I’m sitting in Panera, my eyes glancing around, flitting from face to face like a bumblebee bouncing from flower to flower in a field of color. I’m one of the youngest in the room, most being well into the winter of their years. As I look onto the faces of my elders, the lyrics “A world inside us” ring through my ears, and suddenly my eyes are opened. I see the stories in the wrinkles and scars and sunspots around me. I see faces like lockets, heads full of wonderful stories and sentimental photographs that just need to be opened. These people have lived. They have been young and have felt what I feel and have done the things I do. They have walked in my shoes, and the shoes of those older than I, and they have neared the end of their days. I want to sit at each table and ask of them who they are and where they have been. I want so badly to hear their stories, to learn what adventures gave them their scars and what jokes were told to produce such deep laugh-lines. I’d love to hear their tales of loves lost and won, to hear of their first love and their last. I want to learn from them, to hear perspectives on life that have resulted from looking back through the sea of time that drenches their lives. I want to hear them say they’ve been in my shoes. I want them to say they’ve made the same mistakes I have made and have forgiven themselves and have been forgiven.
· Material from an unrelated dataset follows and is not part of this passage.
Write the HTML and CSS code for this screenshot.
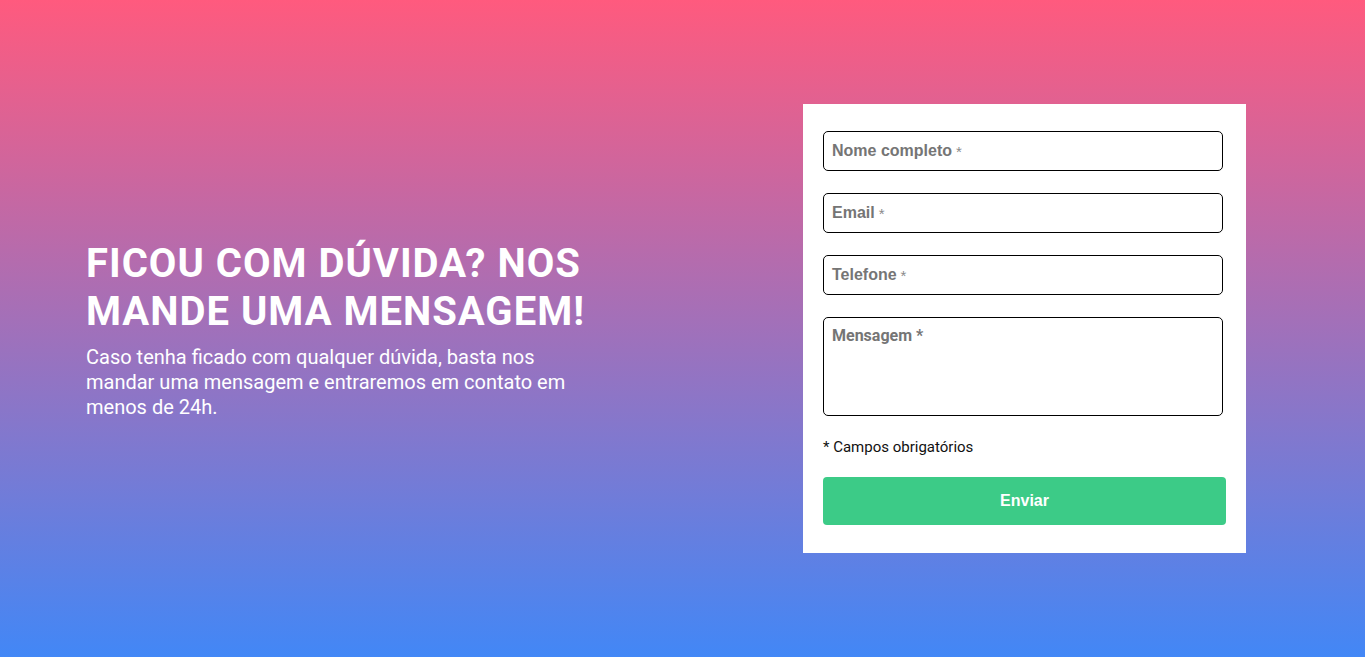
FILE: index.html
```html
<!DOCTYPE html>
<html lang="pt-BR">
<head>
<meta charset="utf-8">
<title>Contato</title>
<link rel="stylesheet" href="styles.css">
</head>
<body>
<main class="contact">
  <section class="intro">
    <h1 class="intro-title">FICOU COM DÚVIDA? NOS MANDE UMA MENSAGEM!</h1>
    <p class="intro-text">Caso tenha ficado com qualquer dúvida, basta nos mandar uma mensagem e entraremos em contato em menos de 24h.</p>
  </section>
  <form class="card">
    <label class="field"><span class="ph">Nome completo</span><span class="req">*</span><input class="field-input" type="text" aria-label="Nome completo"></label>
    <label class="field"><span class="ph">Email</span><span class="req">*</span><input class="field-input" type="email" aria-label="Email"></label>
    <label class="field"><span class="ph">Telefone</span><span class="req">*</span><input class="field-input" type="tel" aria-label="Telefone"></label>
    <textarea class="field-area" placeholder="Mensagem *"></textarea>
    <p class="note">* Campos obrigatórios</p>
    <button class="submit" type="button">Enviar</button>
  </form>
</main>
</body>
</html>
```
FILE: styles.css
```css
* { box-sizing: border-box; }
html, body { margin: 0; height: 100%; }
body {
  font-family: Roboto, "Liberation Sans", sans-serif;
  background: linear-gradient(180deg, #ff5a7e 0%, #4287f6 100%);
}
.contact {
  height: 100vh;
  display: flex;
  align-items: center;
  justify-content: space-between;
  padding: 0 119px 0 86px;
}
.intro { width: 520px; color: #fff; padding-top: 3px; }
.intro-title {
  margin: 0;
  font-size: 40px;
  line-height: 48px;
  font-weight: 700;
  letter-spacing: 1px;
}
.intro-text {
  margin: 9px 0 0;
  font-size: 20px;
  line-height: 25px;
}
.card {
  width: 443px;
  background: #fff;
  padding: 27px 20px 28px;
  display: flex;
  flex-direction: column;
}
.field {
  width: 400px;
  height: 40px;
  border: 1px solid #000;
  border-radius: 5px;
  padding: 0 8px;
  margin: 0 0 22px;
  display: flex;
  align-items: center;
  font-family: "Liberation Sans", Arial, sans-serif;
  font-size: 16px;
  color: #757575;
  background: #fff;
  cursor: text;
}
.ph { font-weight: 700; }
.req { margin-left: 4px; font-size: 15px; color: #8a8a8a; }
.field-input {
  flex: 1;
  min-width: 0;
  height: 100%;
  border: 0;
  padding: 0 0 0 4px;
  background: transparent;
  font: inherit;
  outline: none;
}
.field-area {
  width: 400px;
  height: 99px;
  border: 1px solid #000;
  border-radius: 5px;
  margin: 0;
  padding: 8px;
  resize: none;
  font-family: Roboto, sans-serif;
  font-size: 16px;
  font-weight: 700;
  outline: none;
}
.field-area::placeholder { color: #757575; opacity: 1; }
.note {
  margin: 22px 0 21px;
  font-size: 15px;
  line-height: 18px;
  color: #111;
}
.submit {
  height: 48px;
  width: 100%;
  border: 0;
  border-radius: 4px;
  background: #3ccb87;
  color: #fff;
  font-family: "Liberation Sans", Arial, sans-serif;
  font-size: 16px;
  font-weight: 700;
}
```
I want them to listen my story and my ideas for where I’m headed, and when I finish talking say, “Kid, you’ve got a good head on your shoulders. You’ll do just fine.”  I want the telling of our stories and the sharing of our humanity to bridge the gap between our years, or better yet, eliminate it, to make the young ripe with wisdom and the old fresh with joy and inspiration. These are the things I desire, but instead, I’ll sit quietly in my booth typing, and they’ll sit in theirs reading the paper and slowly drinking coffee, and we will grow no closer. I’ll feel too busy with my work and too polite to interrupt their quiet time, and they will enjoy their reading comfortably, probably believing someone of my age wouldn’t want to take the time to listen to their wisdom. And if I sit unmoved, I guess that makes them right.